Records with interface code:
##########

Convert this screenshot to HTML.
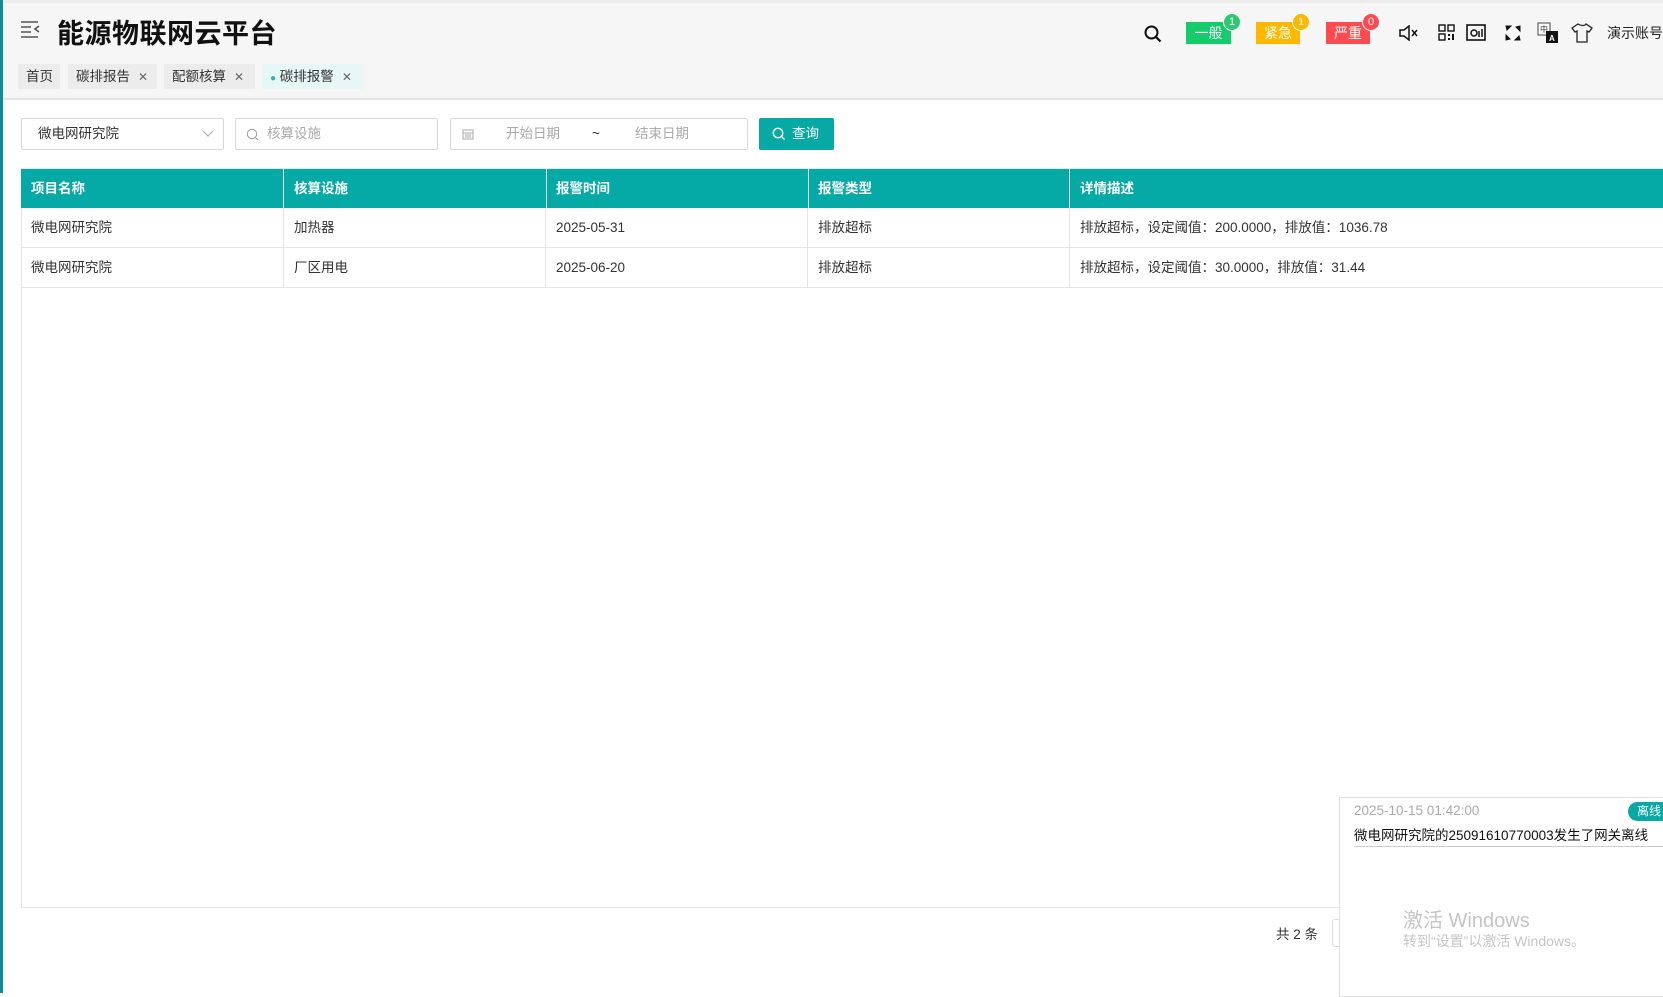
<!DOCTYPE html>
<html><head><meta charset="utf-8"><style>
*{margin:0;padding:0;box-sizing:border-box}
body{width:1663px;height:993px;overflow:hidden;background:#fff;font-family:"Liberation Sans","Noto Sans CJK SC",sans-serif;color:#333;position:relative;font-size:14px}
.a{position:absolute}
.hdr{left:0;top:0;width:1663px;height:100px;background:#f6f6f6;border-bottom:2px solid #e4e4e4;border-top:3px solid #ececec}
.bar{left:0;top:0;width:3px;height:993px;background:#0e8a9b}
.tab{top:64px;height:25px;line-height:25px;font-size:13.5px;background:#ececec;color:#333;padding-left:8px}
.tab .x{color:#666;font-size:12px;margin-left:8px}
.inp{height:32px;border:1px solid #d8d8d8;border-radius:2px;font-size:13.5px;line-height:30px;color:#aaa}
.th{top:169px;height:39px;background:#05aaa6;color:#fff;font-weight:bold;font-size:13.5px;line-height:39px}
.cell{padding-left:10px;border-right:1px solid #e6e6e6}
.row{height:40px;line-height:40px;border-bottom:1px solid #e6e6e6;font-size:13.5px;color:#333}
.bd{color:#fff;font-size:14px;text-align:center;line-height:22px;height:22px;top:22px}
.cnt{position:absolute;top:-9px;right:-10px;width:18px;height:18px;border-radius:50%;border:1px solid #fff;font-size:11px;line-height:16px;text-align:center}
</style></head><body>
<div class="a hdr"></div>
<div class="a bar"></div>
<svg class="a" style="left:20px;top:20px" width="22" height="18" viewBox="0 0 22 18"><path d="M1 2h17M1 7h10M1 12h10M1 17h17M19 6l-4 3 4 3" stroke="#555" stroke-width="1.6" fill="none"/></svg>
<div class="a" style="left:57px;top:12px;font-size:27px;font-weight:bold;color:#111;letter-spacing:0.5px">能源物联网云平台</div>

<div class="a tab" style="left:18px;width:42px">首页</div>
<div class="a tab" style="left:68px;width:89px">碳排报告<span class="x">✕</span></div>
<div class="a tab" style="left:164px;width:91px">配额核算<span class="x">✕</span></div>
<div class="a tab" style="left:262px;width:101px;background:#e6f7f6"><span style="color:#2bb3ad;font-size:10px">●</span> 碳排报警<span class="x">✕</span></div>

<svg class="a" style="left:1143px;top:24px" width="20" height="20" viewBox="0 0 20 20"><circle cx="8.5" cy="8.5" r="6" stroke="#111" stroke-width="2" fill="none"/><path d="M13 13l4.5 4.5" stroke="#111" stroke-width="2.2"/></svg>
<div class="a bd" style="left:1186px;width:45px;background:#14cc6a">一般<span class="cnt" style="background:#2ec773">1</span></div>
<div class="a bd" style="left:1256px;width:44px;background:#ffb800">紧急<span class="cnt" style="background:#ffb800">1</span></div>
<div class="a bd" style="left:1326px;width:44px;background:#ff4a4f">严重<span class="cnt" style="background:#ff4a4f">0</span></div>
<svg class="a" style="left:1399px;top:25px" width="20" height="16" viewBox="0 0 20 16"><path d="M1 5h4l5-4v14l-5-4H1z" stroke="#111" stroke-width="1.5" fill="none"/><path d="M13 5l5 6M18 5l-5 6" stroke="#111" stroke-width="1.5"/></svg>
<svg class="a" style="left:1438px;top:24px" width="17" height="17" viewBox="0 0 17 17"><g stroke="#111" stroke-width="1.4" fill="none"><rect x="1" y="1" width="6" height="6"/><rect x="10" y="1" width="6" height="6"/><rect x="1" y="10" width="6" height="6"/></g><path d="M10 10h2v2h-2zM14 10h2v6h-2zM10 14h2v2h-2z" fill="#111"/></svg>
<svg class="a" style="left:1466px;top:24px" width="20" height="17" viewBox="0 0 20 17"><rect x="1" y="1" width="18" height="15" stroke="#111" stroke-width="1.6" fill="#f5f5f5"/><circle cx="8" cy="9" r="3" stroke="#111" stroke-width="1.5" fill="none"/><path d="M13 7v6M16 5v8" stroke="#111" stroke-width="1.5"/></svg>
<svg class="a" style="left:1505px;top:25px" width="16" height="16" viewBox="0 0 16 16"><path d="M1 1h5l-4 4zM15 1v5l-4-4zM1 15v-5l4 4zM15 15h-5l4-4z" fill="#111" stroke="#111" stroke-width="1"/></svg>
<svg class="a" style="left:1537px;top:22px" width="22" height="22" viewBox="0 0 22 22"><rect x="1" y="1" width="12" height="12" fill="#fff" stroke="#444"/><text x="3" y="10" font-size="8" fill="#333">中</text><rect x="9" y="9" width="12" height="12" fill="#111"/><text x="12" y="19" font-size="8" fill="#fff" font-weight="bold">A</text></svg>
<svg class="a" style="left:1571px;top:23px" width="22" height="20" viewBox="0 0 22 20"><path d="M7 1L1 5l3 4 2-1v11h10V8l2 1 3-4-6-4c-1 2-5 2-8 0z" stroke="#222" stroke-width="1.3" fill="none"/></svg>
<div class="a" style="left:1607px;top:23px;font-size:14px;color:#222">演示账号</div>

<div class="a inp" style="left:21px;top:118px;width:203px;color:#333;padding-left:16px">微电网研究院<svg class="a" style="left:180px;top:11px" width="12" height="8" viewBox="0 0 12 8"><path d="M1 1l5 5 5-5" stroke="#aaa" fill="none"/></svg></div>
<div class="a inp" style="left:235px;top:118px;width:203px;padding-left:31px"><svg class="a" style="left:10px;top:9px" width="13" height="13" viewBox="0 0 13 13"><circle cx="6" cy="6" r="4.7" stroke="#999" fill="none"/><path d="M9.5 9.5l2.5 2.5" stroke="#999"/></svg>核算设施</div>
<div class="a inp" style="left:450px;top:118px;width:298px"><svg class="a" style="left:11px;top:9px" width="12" height="12" viewBox="0 0 12 12"><rect x="1" y="2" width="10" height="9" stroke="#aaa" fill="none"/><path d="M1 5h10M3 7h6M3 9h6" stroke="#aaa"/></svg><span class="a" style="left:55px">开始日期</span><span class="a" style="left:141px;color:#333">~</span><span class="a" style="left:184px">结束日期</span></div>
<div class="a" style="left:759px;top:118px;width:75px;height:32px;background:#07a9a5;border-radius:2px;color:#fff;font-size:13.5px;line-height:32px;padding-left:33px"><svg class="a" style="left:13px;top:9px" width="14" height="14" viewBox="0 0 14 14"><circle cx="6" cy="6" r="4.7" stroke="#fff" stroke-width="1.4" fill="none"/><path d="M9.5 9.5l3 3" stroke="#fff" stroke-width="1.4"/></svg>查询</div>

<div class="a" style="left:21px;top:168px;width:1642px;height:740px;border-left:1px solid #e6e6e6;border-bottom:1px solid #e6e6e6;border-top:1px solid #e6e6e6"></div>
<div class="a th" style="left:21px;width:1642px">
<span class="a cell" style="left:0;width:263px;border-color:#e6f4f3">项目名称</span>
<span class="a cell" style="left:263px;width:263px;border-color:#e6f4f3">核算设施</span>
<span class="a cell" style="left:525px;width:263px;border-color:#e6f4f3">报警时间</span>
<span class="a cell" style="left:787px;width:262px;border-color:#e6f4f3">报警类型</span>
<span class="a cell" style="left:1049px;width:600px;border:0">详情描述</span>
</div>
<div class="a row" style="left:21px;top:208px;width:1642px">
<span class="a cell" style="left:0;width:263px">微电网研究院</span><span class="a cell" style="left:263px;width:262px">加热器</span><span class="a cell" style="left:525px;width:262px">2025-05-31</span><span class="a cell" style="left:787px;width:262px">排放超标</span><span class="a cell" style="left:1049px;width:600px;border:0">排放超标，设定阈值：200.0000，排放值：1036.78</span></div>
<div class="a row" style="left:21px;top:248px;width:1642px">
<span class="a cell" style="left:0;width:263px">微电网研究院</span><span class="a cell" style="left:263px;width:262px">厂区用电</span><span class="a cell" style="left:525px;width:262px">2025-06-20</span><span class="a cell" style="left:787px;width:262px">排放超标</span><span class="a cell" style="left:1049px;width:600px;border:0">排放超标，设定阈值：30.0000，排放值：31.44</span></div>

<div class="a" style="left:1276px;top:923px;font-size:13.5px;color:#333">共 2 条</div>
<div class="a" style="left:1332px;top:919px;width:20px;height:28px;border:1px solid #ddd;border-radius:3px"></div>

<div class="a" style="left:1339px;top:797px;width:330px;height:200px;background:#fff;border:1px solid #e0e0e0"></div>
<div class="a" style="left:1354px;top:803px;font-size:13.5px;color:#aaa">2025-10-15 01:42:00</div>
<div class="a" style="left:1628px;top:802px;width:40px;height:19px;border-radius:10px 0 0 10px;background:#07a9a5;color:#fff;font-size:12px;line-height:19px;padding-left:9px">离线</div>
<div class="a" style="left:1354px;top:824px;font-size:13.5px;color:#111">微电网研究院的25091610770003发生了网关离线</div>
<div class="a" style="left:1354px;top:846px;width:309px;height:1px;background:#ccc"></div>
<div class="a" style="left:1403px;top:904px;font-size:20px;color:#c5c5c5">激活 Windows</div>
<div class="a" style="left:1403px;top:931px;font-size:14px;color:#c5c5c5">转到“设置”以激活 Windows。</div>
</body></html>
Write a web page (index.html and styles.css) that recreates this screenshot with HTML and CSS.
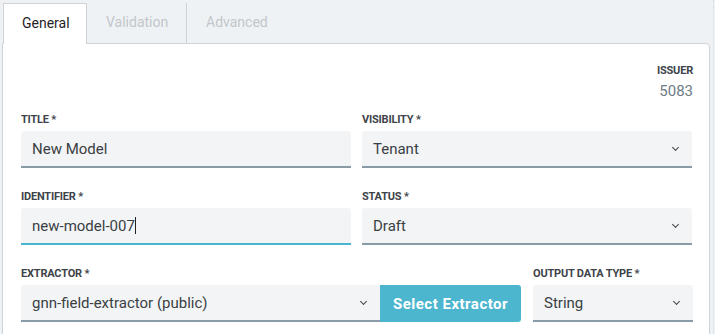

##########

(TASK GOAL) Find the lines above that include the string "screenshot" and copy them.

(RESULT)
Convert this screenshot to HTML.
Write a web page (index.html and styles.css) that recreates this screenshot with HTML and CSS.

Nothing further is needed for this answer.